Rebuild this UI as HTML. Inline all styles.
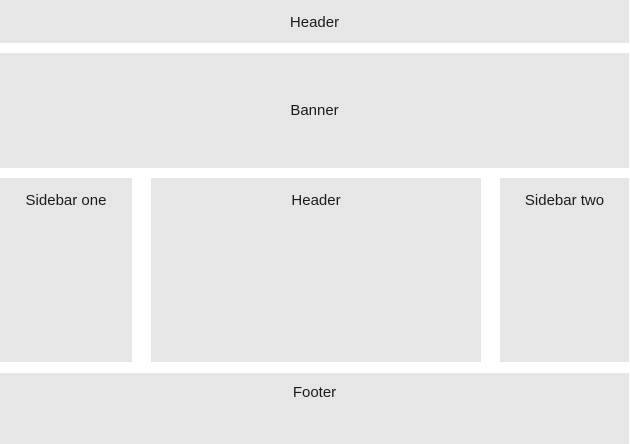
<!DOCTYPE html>
<html><head><style>
body{margin:0;width:630px;height:444px;background:#fff;position:relative;overflow:hidden;font-family:"Liberation Sans",sans-serif;font-size:15px;color:#1a1a1a}
div{position:absolute;background:#e6e6e6;text-align:center;box-sizing:border-box}
</style></head><body>
<div style="left:0;top:0;width:629px;height:43px;line-height:45px">Header</div>
<div style="left:0;top:53px;width:629px;height:115px;line-height:116px">Banner</div>
<div style="left:0;top:178px;width:132px;height:184px;padding-top:14px">Sidebar one</div>
<div style="left:151px;top:178px;width:330px;height:184px;padding-top:14px">Header</div>
<div style="left:500px;top:178px;width:129px;height:184px;padding-top:14px">Sidebar two</div>
<div style="left:0;top:373px;width:629px;height:71px;padding-top:11px">Footer</div>
</body></html>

Work instructions: Reproduce the listing above exactly, excluding all pictures.

Full response:
Rebuild this UI as HTML. Inline all styles.
<!DOCTYPE html>
<html><head><style>
body{margin:0;width:630px;height:444px;background:#fff;position:relative;overflow:hidden;font-family:"Liberation Sans",sans-serif;font-size:15px;color:#1a1a1a}
div{position:absolute;background:#e6e6e6;text-align:center;box-sizing:border-box}
</style></head><body>
<div style="left:0;top:0;width:629px;height:43px;line-height:45px">Header</div>
<div style="left:0;top:53px;width:629px;height:115px;line-height:116px">Banner</div>
<div style="left:0;top:178px;width:132px;height:184px;padding-top:14px">Sidebar one</div>
<div style="left:151px;top:178px;width:330px;height:184px;padding-top:14px">Header</div>
<div style="left:500px;top:178px;width:129px;height:184px;padding-top:14px">Sidebar two</div>
<div style="left:0;top:373px;width:629px;height:71px;padding-top:11px">Footer</div>
</body></html>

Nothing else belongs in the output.